▶ [Challenge]: Search the material for the string "components", then return every line where it is found.

▶ [Provided data]:
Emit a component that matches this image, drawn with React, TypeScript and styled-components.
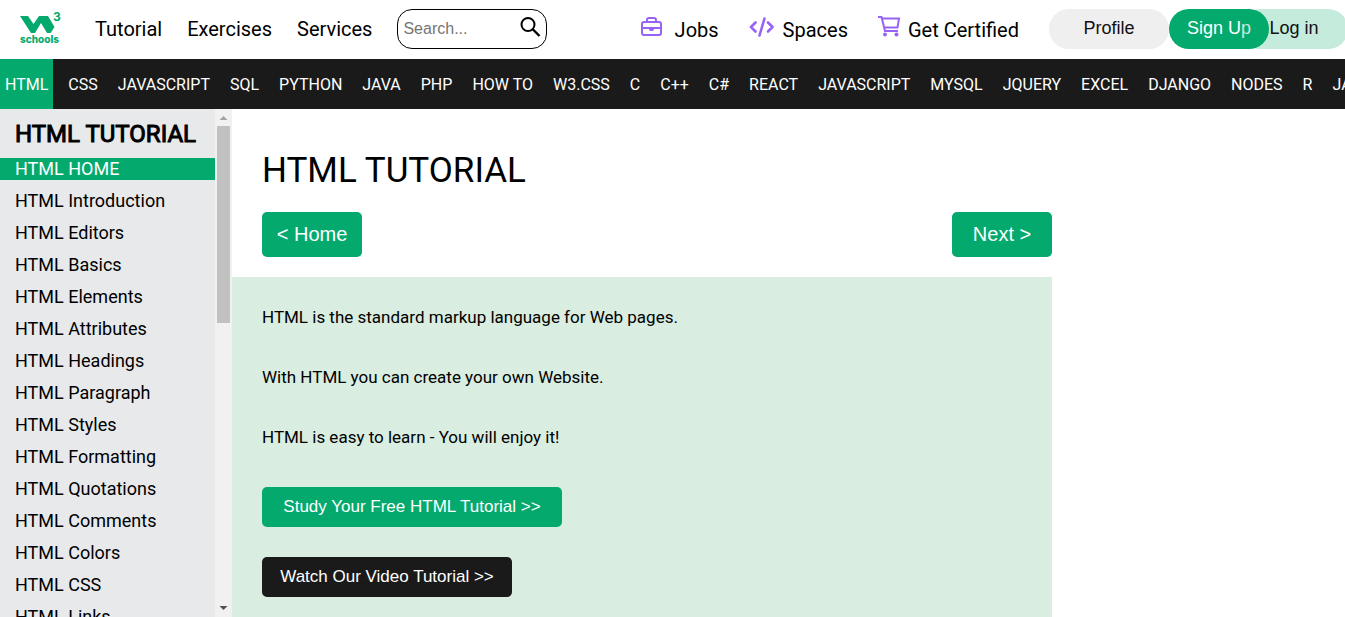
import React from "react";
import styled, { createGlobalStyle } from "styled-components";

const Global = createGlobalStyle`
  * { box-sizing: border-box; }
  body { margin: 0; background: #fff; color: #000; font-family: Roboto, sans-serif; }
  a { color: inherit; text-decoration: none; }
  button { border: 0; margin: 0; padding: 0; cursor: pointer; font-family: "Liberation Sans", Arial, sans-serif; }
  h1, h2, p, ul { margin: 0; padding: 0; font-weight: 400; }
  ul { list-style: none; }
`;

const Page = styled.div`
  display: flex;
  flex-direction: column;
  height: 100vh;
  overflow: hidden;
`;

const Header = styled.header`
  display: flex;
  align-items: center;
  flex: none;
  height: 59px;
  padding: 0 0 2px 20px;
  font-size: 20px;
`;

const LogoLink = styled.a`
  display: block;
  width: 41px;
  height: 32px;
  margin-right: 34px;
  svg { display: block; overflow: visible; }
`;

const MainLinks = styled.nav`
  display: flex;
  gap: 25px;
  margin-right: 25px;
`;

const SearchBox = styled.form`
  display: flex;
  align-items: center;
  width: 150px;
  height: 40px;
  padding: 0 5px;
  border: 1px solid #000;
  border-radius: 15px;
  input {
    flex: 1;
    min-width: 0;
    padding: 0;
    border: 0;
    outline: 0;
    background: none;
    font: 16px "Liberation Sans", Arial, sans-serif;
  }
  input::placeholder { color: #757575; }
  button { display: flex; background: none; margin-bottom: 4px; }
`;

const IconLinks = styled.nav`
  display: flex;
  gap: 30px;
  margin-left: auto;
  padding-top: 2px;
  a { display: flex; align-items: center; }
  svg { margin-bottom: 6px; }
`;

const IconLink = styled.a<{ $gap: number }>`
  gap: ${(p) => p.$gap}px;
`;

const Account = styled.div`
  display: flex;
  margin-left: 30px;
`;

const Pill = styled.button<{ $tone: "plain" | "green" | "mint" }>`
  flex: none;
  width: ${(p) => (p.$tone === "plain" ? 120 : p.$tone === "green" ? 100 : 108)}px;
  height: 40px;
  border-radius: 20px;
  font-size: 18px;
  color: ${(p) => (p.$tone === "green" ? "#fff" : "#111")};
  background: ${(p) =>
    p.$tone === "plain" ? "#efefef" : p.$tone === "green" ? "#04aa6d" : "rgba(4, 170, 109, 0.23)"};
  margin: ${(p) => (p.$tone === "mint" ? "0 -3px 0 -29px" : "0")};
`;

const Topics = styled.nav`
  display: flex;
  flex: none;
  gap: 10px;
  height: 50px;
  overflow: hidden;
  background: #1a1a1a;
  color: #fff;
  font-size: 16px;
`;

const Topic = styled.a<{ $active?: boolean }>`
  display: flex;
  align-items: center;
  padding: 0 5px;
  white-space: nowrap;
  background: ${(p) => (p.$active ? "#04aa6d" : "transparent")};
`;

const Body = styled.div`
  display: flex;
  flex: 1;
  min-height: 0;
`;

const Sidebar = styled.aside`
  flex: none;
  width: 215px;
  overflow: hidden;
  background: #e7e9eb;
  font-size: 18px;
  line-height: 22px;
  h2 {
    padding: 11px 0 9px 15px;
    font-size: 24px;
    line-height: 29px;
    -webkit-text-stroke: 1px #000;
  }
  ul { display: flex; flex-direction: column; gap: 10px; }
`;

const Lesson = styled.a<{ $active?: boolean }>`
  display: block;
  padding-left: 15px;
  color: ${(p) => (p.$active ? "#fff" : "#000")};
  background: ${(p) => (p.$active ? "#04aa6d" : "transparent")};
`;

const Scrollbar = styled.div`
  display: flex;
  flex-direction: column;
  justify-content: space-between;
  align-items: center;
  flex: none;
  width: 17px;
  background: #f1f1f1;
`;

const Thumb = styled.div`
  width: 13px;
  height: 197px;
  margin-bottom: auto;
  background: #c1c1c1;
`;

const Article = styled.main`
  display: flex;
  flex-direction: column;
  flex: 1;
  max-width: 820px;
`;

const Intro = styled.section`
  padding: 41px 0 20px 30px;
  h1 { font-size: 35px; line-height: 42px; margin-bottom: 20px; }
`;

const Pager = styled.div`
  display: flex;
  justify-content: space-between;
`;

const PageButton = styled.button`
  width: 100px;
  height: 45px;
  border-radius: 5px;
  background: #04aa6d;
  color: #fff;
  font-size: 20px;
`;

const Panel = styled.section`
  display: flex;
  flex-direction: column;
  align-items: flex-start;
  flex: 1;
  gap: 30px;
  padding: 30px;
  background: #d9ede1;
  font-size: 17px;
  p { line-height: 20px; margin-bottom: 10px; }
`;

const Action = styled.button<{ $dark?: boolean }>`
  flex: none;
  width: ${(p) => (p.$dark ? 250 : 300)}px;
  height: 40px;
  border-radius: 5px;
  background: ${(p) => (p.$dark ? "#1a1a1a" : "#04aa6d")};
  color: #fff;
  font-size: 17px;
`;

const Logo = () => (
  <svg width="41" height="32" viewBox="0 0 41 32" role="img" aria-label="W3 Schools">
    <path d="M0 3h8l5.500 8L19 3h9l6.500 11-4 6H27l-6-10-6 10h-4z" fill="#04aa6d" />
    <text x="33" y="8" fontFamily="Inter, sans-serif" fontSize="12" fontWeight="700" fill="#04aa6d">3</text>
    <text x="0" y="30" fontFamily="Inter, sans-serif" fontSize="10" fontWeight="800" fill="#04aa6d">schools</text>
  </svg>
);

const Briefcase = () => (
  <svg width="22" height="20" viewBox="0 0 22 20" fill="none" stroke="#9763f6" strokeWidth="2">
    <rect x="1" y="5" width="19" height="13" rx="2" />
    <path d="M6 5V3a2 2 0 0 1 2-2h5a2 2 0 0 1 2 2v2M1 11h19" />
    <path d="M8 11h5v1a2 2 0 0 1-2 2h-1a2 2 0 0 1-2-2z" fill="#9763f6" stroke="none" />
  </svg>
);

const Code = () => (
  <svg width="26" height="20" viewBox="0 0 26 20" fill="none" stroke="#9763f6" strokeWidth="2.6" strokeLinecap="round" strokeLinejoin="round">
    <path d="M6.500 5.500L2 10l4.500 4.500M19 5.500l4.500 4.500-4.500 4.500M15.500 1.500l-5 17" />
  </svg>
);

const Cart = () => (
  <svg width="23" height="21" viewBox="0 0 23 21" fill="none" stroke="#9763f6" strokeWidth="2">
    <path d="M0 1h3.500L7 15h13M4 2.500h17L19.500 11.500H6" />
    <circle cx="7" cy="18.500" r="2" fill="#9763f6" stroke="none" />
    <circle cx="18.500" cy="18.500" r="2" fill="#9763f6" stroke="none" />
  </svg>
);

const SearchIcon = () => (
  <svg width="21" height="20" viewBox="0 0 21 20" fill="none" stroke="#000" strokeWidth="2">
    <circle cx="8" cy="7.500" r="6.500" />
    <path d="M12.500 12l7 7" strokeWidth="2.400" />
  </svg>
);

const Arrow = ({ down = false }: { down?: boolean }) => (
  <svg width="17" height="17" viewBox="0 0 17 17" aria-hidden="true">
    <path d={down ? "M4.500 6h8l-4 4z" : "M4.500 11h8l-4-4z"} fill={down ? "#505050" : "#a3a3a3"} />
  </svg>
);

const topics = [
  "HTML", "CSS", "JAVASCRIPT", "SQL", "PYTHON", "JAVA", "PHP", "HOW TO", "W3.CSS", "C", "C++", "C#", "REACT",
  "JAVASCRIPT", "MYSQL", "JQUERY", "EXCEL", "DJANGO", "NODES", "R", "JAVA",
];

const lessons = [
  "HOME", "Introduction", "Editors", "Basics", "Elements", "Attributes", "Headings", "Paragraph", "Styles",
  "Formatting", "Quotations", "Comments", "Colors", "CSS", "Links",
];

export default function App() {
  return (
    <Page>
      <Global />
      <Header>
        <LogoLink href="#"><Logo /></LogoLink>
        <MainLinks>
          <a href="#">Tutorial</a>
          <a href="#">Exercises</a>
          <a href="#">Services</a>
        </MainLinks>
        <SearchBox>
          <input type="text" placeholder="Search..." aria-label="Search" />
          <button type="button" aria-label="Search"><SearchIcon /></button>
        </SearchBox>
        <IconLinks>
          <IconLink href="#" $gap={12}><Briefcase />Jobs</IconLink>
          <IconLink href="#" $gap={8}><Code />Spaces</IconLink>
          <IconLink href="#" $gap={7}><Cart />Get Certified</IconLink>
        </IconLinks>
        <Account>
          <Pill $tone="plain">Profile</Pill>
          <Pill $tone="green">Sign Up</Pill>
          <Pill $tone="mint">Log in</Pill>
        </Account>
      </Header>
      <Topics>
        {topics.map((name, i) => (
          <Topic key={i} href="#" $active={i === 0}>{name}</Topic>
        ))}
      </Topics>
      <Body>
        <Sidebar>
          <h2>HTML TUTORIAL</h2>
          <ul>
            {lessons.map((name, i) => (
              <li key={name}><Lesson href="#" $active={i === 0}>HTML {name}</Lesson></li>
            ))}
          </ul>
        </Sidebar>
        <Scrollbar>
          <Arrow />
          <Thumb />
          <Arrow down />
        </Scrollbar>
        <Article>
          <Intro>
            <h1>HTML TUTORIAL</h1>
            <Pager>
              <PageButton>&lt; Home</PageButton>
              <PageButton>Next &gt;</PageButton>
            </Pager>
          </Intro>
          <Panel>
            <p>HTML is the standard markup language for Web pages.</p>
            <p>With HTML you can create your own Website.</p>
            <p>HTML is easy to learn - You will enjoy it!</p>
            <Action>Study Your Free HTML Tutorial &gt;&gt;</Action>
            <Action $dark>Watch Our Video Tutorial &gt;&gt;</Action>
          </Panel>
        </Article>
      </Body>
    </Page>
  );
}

▶ [The response]:
Emit a component that matches this image, drawn with React, TypeScript and styled-components.
import styled, { createGlobalStyle } from "styled-components";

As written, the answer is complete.